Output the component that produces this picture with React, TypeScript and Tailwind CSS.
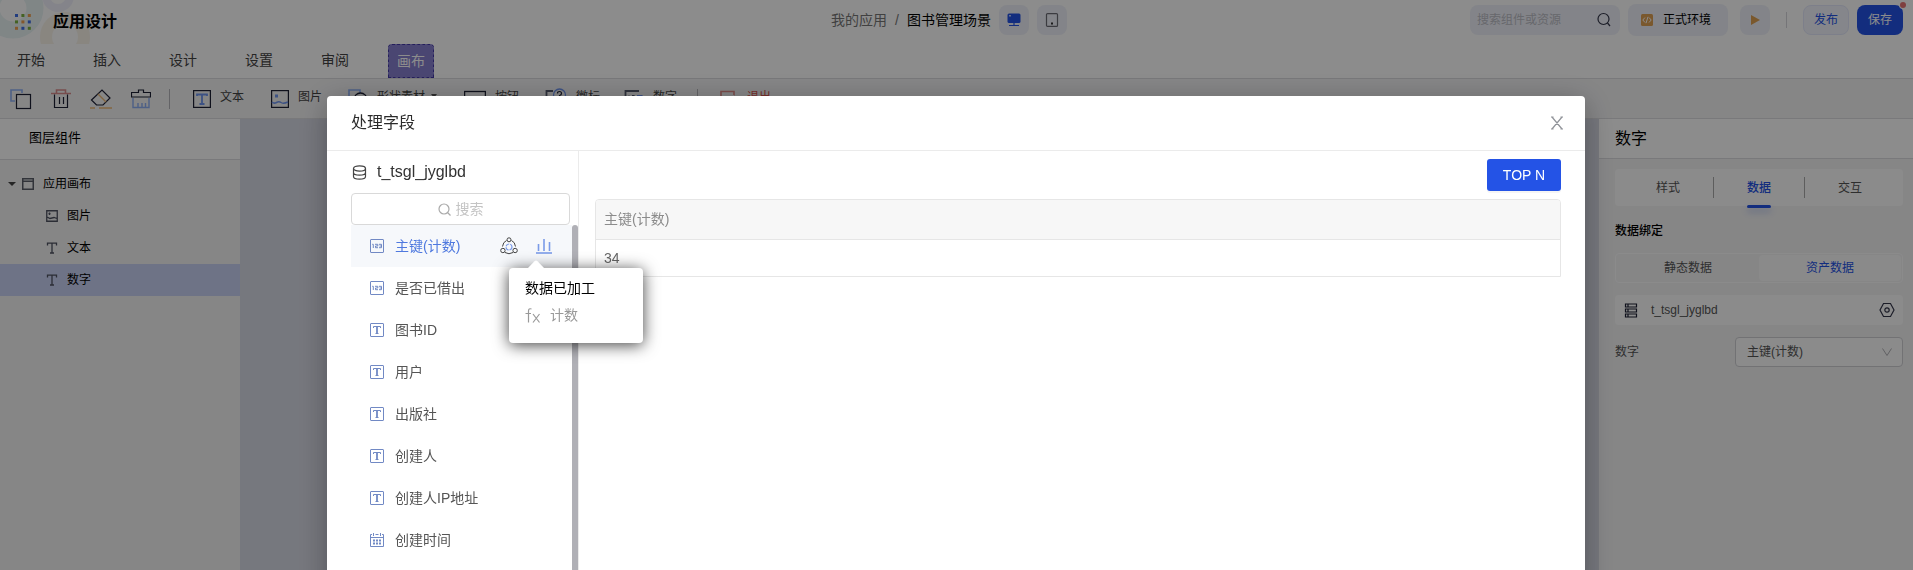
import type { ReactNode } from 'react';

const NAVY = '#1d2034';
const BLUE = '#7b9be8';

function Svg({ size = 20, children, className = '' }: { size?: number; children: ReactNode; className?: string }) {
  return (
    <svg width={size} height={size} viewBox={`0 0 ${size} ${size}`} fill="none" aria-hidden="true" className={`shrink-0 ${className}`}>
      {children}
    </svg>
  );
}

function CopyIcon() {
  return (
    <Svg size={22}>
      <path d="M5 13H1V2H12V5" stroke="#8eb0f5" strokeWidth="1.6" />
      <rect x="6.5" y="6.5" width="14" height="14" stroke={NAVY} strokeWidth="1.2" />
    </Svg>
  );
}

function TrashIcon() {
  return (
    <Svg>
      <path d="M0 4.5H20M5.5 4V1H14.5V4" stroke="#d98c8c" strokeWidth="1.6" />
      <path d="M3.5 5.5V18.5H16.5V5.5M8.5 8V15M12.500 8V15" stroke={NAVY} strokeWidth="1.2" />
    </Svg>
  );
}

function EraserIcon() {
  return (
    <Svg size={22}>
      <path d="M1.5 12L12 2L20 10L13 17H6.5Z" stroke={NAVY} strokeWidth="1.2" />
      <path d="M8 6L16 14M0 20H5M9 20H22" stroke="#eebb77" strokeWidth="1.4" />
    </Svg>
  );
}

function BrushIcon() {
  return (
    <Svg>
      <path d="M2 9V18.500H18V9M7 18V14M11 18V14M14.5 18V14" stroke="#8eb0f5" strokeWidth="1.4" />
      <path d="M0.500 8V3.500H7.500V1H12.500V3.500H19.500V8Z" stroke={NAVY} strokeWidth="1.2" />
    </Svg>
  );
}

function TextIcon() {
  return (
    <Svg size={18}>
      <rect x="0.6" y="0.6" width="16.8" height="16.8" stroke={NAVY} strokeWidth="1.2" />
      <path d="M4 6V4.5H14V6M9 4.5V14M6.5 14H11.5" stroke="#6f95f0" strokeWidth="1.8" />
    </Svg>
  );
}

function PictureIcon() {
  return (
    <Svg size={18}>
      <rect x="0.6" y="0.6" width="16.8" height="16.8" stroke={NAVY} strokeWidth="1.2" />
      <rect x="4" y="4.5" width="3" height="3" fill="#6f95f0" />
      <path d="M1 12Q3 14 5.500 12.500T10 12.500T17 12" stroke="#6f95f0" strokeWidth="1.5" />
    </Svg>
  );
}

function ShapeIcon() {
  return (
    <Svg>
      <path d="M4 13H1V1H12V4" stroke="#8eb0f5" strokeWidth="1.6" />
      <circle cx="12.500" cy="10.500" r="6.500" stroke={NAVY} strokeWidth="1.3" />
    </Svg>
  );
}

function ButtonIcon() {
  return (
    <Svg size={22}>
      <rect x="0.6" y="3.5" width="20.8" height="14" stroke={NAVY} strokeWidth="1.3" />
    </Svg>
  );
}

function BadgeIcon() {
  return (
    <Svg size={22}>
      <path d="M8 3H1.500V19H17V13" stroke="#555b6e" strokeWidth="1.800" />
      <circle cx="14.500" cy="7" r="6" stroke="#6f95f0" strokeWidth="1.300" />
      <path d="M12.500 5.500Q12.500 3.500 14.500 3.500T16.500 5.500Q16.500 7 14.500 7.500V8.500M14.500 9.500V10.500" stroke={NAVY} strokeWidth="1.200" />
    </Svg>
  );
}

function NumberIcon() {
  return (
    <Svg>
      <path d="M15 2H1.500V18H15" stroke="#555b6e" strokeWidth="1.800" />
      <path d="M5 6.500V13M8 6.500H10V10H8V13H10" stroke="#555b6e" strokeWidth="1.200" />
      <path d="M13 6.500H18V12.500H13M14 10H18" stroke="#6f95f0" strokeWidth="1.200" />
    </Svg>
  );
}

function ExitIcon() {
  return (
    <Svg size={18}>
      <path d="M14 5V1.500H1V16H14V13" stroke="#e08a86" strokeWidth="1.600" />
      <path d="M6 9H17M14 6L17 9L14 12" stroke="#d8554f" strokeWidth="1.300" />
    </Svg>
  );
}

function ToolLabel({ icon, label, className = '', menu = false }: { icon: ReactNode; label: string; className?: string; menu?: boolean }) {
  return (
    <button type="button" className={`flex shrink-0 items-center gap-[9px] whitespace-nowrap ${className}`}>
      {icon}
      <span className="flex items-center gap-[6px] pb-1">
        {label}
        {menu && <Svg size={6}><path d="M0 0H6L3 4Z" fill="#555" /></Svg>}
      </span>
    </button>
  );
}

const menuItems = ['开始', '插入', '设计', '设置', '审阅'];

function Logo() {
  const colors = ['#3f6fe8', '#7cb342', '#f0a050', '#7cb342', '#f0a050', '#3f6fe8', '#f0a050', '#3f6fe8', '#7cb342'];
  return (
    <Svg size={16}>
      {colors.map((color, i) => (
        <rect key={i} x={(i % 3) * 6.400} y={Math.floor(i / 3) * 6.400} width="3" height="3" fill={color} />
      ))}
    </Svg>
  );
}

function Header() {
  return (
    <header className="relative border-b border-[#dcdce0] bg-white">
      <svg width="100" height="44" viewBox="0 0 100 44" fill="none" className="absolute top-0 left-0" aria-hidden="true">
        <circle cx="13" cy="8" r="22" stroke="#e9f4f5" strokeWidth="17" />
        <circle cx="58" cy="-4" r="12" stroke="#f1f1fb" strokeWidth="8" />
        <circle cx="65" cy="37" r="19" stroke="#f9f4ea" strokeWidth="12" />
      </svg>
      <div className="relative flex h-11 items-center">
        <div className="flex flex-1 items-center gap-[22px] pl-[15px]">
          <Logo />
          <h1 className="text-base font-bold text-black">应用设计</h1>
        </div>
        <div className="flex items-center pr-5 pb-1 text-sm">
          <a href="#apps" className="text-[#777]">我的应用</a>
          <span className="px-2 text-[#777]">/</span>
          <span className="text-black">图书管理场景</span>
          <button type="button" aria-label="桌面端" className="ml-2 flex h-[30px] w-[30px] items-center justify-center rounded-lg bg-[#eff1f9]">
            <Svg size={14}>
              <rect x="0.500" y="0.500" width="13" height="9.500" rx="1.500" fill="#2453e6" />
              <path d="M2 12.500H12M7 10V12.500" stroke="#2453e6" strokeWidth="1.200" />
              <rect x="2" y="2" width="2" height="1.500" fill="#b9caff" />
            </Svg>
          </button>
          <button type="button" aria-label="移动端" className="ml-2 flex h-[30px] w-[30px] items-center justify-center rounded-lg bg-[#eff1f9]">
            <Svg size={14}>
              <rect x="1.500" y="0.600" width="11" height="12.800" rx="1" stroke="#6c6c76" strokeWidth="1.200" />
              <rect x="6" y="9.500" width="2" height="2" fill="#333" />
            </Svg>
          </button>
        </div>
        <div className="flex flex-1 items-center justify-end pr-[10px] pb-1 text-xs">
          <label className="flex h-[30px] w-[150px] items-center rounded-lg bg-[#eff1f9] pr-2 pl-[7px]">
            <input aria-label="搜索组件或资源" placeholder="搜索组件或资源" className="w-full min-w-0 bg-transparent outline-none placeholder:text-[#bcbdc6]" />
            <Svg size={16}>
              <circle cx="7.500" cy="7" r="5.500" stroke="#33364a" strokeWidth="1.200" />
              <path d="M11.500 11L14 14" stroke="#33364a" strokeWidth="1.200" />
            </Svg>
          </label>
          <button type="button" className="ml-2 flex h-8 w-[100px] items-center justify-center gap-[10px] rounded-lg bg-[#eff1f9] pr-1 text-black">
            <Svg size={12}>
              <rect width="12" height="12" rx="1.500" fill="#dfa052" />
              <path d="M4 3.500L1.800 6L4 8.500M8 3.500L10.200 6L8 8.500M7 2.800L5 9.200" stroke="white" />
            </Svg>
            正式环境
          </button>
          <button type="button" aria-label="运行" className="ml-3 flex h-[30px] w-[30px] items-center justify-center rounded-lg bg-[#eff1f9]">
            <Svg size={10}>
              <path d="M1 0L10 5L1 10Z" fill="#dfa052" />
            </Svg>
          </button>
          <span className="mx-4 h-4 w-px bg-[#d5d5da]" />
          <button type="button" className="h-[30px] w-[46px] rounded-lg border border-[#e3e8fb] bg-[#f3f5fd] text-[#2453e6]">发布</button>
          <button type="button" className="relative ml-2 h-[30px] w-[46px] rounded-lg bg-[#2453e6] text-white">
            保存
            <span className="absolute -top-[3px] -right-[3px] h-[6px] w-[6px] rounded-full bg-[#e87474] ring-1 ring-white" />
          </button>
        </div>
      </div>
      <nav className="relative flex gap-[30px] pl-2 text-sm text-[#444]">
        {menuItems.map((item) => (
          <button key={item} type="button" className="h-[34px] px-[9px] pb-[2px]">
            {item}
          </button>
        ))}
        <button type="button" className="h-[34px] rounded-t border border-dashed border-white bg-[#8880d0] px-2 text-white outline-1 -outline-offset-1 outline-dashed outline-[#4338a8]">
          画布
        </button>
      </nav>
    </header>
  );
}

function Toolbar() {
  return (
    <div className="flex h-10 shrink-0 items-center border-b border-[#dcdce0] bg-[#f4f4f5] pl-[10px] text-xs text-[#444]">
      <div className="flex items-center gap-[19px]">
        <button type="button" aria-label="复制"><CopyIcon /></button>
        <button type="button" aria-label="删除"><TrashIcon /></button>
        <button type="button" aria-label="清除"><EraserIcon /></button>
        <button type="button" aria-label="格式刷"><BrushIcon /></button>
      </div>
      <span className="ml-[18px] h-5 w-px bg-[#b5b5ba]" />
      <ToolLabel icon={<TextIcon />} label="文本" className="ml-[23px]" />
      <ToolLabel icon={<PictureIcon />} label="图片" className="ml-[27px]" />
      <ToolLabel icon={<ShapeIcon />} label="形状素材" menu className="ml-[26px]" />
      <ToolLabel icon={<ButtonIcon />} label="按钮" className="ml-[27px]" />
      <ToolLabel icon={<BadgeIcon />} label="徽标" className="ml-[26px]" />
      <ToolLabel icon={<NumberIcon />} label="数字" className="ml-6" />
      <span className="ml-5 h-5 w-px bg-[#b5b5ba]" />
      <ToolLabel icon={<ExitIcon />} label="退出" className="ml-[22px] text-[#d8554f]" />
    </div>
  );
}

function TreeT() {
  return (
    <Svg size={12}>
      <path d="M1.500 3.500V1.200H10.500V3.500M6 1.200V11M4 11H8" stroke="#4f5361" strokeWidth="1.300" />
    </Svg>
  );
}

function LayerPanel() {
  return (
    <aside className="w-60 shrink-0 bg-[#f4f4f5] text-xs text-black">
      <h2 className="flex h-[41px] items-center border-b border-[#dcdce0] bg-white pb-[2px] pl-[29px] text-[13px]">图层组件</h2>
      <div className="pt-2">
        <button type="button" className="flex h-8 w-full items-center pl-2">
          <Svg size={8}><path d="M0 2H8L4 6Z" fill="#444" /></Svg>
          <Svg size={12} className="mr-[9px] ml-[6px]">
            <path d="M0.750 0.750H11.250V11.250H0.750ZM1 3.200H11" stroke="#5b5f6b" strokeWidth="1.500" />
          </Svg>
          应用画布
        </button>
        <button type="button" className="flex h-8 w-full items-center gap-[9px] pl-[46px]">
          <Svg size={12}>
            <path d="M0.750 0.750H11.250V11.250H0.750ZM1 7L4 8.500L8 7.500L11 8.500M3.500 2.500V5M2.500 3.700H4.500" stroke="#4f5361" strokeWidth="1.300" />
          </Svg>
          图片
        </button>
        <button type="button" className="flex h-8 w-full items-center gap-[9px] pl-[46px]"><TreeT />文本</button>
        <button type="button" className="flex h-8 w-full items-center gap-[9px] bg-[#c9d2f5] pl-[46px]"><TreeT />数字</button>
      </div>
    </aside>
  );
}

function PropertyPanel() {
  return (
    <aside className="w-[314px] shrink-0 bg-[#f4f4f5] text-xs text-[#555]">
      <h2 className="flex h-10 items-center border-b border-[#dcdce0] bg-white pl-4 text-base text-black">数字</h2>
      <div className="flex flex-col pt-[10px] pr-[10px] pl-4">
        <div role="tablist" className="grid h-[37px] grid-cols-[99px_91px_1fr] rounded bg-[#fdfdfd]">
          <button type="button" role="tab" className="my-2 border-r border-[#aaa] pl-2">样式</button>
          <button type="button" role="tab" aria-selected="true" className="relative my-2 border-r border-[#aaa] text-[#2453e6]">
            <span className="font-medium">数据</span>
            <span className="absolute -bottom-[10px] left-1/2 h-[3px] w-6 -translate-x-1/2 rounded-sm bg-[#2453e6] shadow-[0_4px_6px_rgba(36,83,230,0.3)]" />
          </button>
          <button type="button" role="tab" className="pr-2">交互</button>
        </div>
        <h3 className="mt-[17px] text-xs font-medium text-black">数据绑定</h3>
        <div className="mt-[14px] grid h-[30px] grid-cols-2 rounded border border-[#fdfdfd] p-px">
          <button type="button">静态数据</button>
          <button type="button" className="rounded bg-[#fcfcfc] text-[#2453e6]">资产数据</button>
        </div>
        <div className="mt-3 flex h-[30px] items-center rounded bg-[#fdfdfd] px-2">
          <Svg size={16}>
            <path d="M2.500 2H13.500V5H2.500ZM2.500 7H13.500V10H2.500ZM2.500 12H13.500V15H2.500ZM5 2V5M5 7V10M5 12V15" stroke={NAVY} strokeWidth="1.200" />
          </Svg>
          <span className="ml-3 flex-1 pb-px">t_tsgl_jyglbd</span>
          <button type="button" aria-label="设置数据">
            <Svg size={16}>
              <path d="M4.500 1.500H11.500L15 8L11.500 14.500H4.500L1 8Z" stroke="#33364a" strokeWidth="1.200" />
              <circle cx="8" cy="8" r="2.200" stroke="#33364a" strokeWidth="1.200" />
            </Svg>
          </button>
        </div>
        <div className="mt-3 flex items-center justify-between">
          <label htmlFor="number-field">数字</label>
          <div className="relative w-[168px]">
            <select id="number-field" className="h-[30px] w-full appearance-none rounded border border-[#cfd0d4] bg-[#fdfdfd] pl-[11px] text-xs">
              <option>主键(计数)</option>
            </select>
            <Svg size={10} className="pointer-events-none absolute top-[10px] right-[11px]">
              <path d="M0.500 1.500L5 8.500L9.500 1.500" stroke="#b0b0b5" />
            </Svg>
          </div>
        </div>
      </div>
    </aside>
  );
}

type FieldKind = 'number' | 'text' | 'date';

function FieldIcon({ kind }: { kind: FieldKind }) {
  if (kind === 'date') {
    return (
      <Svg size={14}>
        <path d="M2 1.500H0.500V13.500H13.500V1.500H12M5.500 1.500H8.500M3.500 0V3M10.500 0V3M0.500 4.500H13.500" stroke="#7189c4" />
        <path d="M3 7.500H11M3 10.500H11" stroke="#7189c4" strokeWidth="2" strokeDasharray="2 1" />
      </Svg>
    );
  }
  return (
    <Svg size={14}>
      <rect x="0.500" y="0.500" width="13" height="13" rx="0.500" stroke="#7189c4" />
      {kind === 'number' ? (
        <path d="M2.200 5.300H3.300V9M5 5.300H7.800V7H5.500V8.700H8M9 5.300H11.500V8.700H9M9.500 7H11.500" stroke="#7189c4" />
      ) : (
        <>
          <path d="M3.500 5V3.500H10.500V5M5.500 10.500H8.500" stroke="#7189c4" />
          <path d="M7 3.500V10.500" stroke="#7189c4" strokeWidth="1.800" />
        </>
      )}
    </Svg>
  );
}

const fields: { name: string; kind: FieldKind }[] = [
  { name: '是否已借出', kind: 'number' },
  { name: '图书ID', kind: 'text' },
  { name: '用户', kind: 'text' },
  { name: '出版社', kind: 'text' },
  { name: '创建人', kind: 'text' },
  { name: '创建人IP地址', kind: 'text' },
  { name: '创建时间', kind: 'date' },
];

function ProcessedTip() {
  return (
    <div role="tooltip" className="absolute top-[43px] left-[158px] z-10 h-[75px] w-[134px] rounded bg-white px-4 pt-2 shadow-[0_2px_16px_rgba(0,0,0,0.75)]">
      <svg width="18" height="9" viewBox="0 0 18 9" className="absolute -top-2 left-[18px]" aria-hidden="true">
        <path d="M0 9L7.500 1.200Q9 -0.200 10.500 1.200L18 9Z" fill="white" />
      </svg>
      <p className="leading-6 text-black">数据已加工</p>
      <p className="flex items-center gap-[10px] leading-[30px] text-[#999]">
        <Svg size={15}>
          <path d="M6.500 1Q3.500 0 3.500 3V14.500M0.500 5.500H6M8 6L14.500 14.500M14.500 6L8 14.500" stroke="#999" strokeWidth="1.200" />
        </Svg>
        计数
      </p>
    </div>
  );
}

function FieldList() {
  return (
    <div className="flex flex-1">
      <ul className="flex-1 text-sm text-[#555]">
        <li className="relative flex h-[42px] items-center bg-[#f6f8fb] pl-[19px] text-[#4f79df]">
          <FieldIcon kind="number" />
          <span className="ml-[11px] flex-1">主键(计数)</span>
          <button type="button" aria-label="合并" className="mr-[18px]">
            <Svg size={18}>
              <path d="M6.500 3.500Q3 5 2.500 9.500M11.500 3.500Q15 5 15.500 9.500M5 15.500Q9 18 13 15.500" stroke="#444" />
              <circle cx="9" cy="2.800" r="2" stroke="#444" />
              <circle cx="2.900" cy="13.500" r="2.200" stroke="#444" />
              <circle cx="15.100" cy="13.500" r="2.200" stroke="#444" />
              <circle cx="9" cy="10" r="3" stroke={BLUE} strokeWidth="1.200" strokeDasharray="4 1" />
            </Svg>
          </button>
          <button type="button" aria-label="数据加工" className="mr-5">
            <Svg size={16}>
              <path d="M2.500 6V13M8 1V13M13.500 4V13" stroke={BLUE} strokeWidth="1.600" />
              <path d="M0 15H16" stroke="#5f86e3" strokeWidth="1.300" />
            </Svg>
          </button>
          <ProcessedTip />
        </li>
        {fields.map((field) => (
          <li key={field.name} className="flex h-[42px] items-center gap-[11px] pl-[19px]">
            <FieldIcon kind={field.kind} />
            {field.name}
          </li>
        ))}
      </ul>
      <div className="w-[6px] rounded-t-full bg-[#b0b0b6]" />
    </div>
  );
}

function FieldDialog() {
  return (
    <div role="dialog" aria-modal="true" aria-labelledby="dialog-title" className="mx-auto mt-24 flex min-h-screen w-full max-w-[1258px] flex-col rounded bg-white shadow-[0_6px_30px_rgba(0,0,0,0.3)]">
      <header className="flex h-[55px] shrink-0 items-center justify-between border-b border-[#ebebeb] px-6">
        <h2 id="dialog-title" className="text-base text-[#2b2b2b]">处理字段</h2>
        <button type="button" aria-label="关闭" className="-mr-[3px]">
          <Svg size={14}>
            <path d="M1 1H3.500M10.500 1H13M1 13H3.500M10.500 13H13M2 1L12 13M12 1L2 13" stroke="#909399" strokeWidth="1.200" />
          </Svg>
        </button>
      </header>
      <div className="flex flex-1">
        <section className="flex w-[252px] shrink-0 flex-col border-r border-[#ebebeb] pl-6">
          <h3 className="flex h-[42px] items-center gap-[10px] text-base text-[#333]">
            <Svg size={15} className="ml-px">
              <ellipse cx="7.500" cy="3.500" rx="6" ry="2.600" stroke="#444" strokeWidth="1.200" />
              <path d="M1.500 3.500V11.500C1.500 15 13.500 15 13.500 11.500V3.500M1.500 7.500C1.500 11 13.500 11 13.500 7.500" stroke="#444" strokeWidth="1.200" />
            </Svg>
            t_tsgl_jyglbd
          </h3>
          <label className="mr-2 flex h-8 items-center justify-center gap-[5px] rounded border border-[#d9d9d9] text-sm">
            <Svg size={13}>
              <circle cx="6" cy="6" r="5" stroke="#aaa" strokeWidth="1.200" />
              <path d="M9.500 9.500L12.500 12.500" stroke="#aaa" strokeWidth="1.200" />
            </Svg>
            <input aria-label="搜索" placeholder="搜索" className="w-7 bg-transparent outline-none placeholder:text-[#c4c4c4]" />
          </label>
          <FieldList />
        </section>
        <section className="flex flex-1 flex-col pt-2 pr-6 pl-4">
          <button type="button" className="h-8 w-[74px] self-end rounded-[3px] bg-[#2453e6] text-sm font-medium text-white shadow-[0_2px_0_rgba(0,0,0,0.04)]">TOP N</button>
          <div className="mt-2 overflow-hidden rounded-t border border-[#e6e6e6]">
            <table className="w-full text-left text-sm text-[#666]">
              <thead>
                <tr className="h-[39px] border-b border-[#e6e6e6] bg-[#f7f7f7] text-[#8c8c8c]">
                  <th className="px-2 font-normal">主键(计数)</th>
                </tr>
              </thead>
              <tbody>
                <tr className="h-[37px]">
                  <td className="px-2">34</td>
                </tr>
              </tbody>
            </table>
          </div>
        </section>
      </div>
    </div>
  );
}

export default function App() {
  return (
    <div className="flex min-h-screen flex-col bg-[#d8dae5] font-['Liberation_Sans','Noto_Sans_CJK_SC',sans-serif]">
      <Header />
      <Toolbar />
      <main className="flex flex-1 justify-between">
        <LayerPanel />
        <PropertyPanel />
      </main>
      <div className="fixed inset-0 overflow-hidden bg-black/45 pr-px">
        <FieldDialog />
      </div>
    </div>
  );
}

:::

**PROMPT**
From the first line of the material down to the line containing "const BLUE = '#7b9be8';", inclusive, return each line exactly, skipping any picture.

**COMPLETE RESPONSE**
Output the component that produces this picture with React, TypeScript and Tailwind CSS.
import type { ReactNode } from 'react';

const NAVY = '#1d2034';
const BLUE = '#7b9be8';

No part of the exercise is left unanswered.